Baker, R. T. K., Rodriguez, N., Mastalir, Á., Wild, U., Schlögl, R., Wootsch, A., et al. (2004). Platinum/Graphite Nanofiber Catalysts of Various Structure: Characterization and Catalytic Properties. Journal of Physical Chemistry B, 108(38), 14348-14355. Retrieved from http://dx.doi.org/10.1021/jp0400519.
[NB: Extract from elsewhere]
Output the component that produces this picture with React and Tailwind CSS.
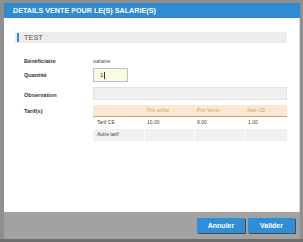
export default function App() {
  const font = { fontFamily: '"Liberation Sans", Arial, sans-serif' };
  return (
    <div className="w-[303px] h-[242px] bg-[#8f8f8f] pt-[3px] pl-[4px] overflow-hidden" style={font}>
      <div className="w-[296px] flex flex-col">
        <div className="h-[15px] bg-[#2f8bd3] flex items-center pl-[9px]">
          <span className="text-white font-bold text-[7.2px] leading-none tracking-[0px]">DETAILS VENTE POUR LE(S) SALARIE(S)</span>
        </div>
        <div className="h-[194px] bg-white border-r border-[#d8d8d8] pt-[14px] pl-[11px] pr-[12px]">
          <div className="h-[11px] bg-[#ececec] flex items-center pl-[2px]">
            <div className="w-[2px] h-[9px] bg-[#2f8bd3]"></div>
            <span className="ml-[5px] text-[7.4px] leading-none text-[#555]">TEST</span>
          </div>
          <div className="pl-[9px]">
            <div className="mt-[14px] h-[9px] flex items-center">
              <div className="w-[69px] text-[5.6px] font-bold text-[#333]">Bénéficiaire</div>
              <div className="text-[6px] text-[#555]">salarie</div>
            </div>
            <div className="mt-[2px] h-[14px] flex items-center">
              <div className="w-[69px] text-[5.6px] font-bold text-[#333]">Quantité</div>
              <div className="w-[35px] h-[14px] bg-[#fbfbe4] border border-[#b9c0cc] flex items-center pl-[6px]">
                <span className="text-[6px] text-[#333]">1</span>
                <span className="w-[1px] h-[7px] bg-[#333] ml-[0.5px]"></span>
              </div>
            </div>
            <div className="mt-[5px] h-[13px] flex items-end">
              <div className="w-[69px] text-[5.6px] font-bold text-[#333] leading-none pb-[1px]">Observation</div>
              <div className="w-[194px] h-[13px] bg-[#efefef] border border-[#e2e2e2]"></div>
            </div>
            <div className="mt-[5px] flex items-start">
              <div className="w-[69px] h-[12px] flex items-center text-[5.6px] font-bold text-[#333]">Tarif(s)</div>
              <div className="w-[194px] text-[5px] text-[#444]">
                <div className="h-[12px] bg-[#fbe8d4] border-b border-[#e69d4e] flex items-center text-[#d9a36b]">
                  <div className="w-[52px]"></div>
                  <div className="w-[50px] pl-[2px]">Prix achat</div>
                  <div className="w-[50px] pl-[2px]">Prix Vente</div>
                  <div className="w-[42px] pl-[2px]">Aide CE</div>
                </div>
                <div className="h-[12px] bg-white flex items-center">
                  <div className="w-[52px] pl-[4px]">Tarif CE</div>
                  <div className="w-[50px] pl-[2px]">10.00</div>
                  <div className="w-[50px] pl-[2px]">9.00</div>
                  <div className="w-[42px] pl-[3px]">1.00</div>
                </div>
                <div className="h-[12px] bg-[#f0f0f0] flex items-stretch">
                  <div className="w-[52px] pl-[4px] flex items-center border-r border-white">Autre tarif</div>
                  <div className="w-[50px] border-r border-white"></div>
                  <div className="w-[50px] border-r border-white"></div>
                  <div className="w-[42px]"></div>
                </div>
              </div>
            </div>
          </div>
        </div>
        <div className="h-[27px] bg-[#a2a2a2] flex justify-end items-start pt-[6px] pr-[5px] gap-[3px]">
          <button className="w-[48px] h-[15px] bg-[#2e8fd8] text-white font-bold text-[7px] leading-none shadow-[1px_1px_0_#4a4a4a]">Annuler</button>
          <button className="w-[47px] h-[15px] bg-[#2e8fd8] text-white font-bold text-[7px] leading-none shadow-[1px_1px_0_#4a4a4a]">Valider</button>
        </div>
      </div>
      <div className="h-[3px] bg-[#6e6e6e] -ml-[4px] w-[303px]"></div>
    </div>
  );
}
Cite as: https://hdl.handle.net/11858/00-001M-0000-0011-0E6C-1
Abstract
Platinum/graphite nanofiber (Pt/GNF) catalysts were prepared by impregnating three types of GNF (herringbone, H; ribbon, R; and platelet, P) with Pt salt dissolved in organic solvents. Electron microscopy showed small Pt particles (1.5−8 nm) in all catalysts. The ethanol−toluene solvent of the Pt salt corrupted the ordered nanofiber structure of Pt/GNF-P. Butanol solvent did not harm the nanofiber. Nevertheless, X-ray photoelectron spectroscopy (XPS) indicated that the structure of all three samples was essentially graphitic. Surface Pt enrichment was observed on Pt/GNF-H and depletion on the (corrupted) Pt/GNF-P. Catalytic properties were checked in the skeletal reactions of hexane in H2 between 543 and 603 K. Both the activity and the formation of isomers were the most marked on Pt/GNF-H, where also the hydrogen migration to storage positions on the support was most pronounced. Repeated regeneration with oxygen did not alter the catalytic propensities. High isomerization selectivity is attributed to creating hydrogen-rich active sites on Pt by the back-migration of hydrogen retained by the nanofiber structure of the support. Product selectivities can be used as an indirect indicator for the hydrogen storage capacity of GNF samples.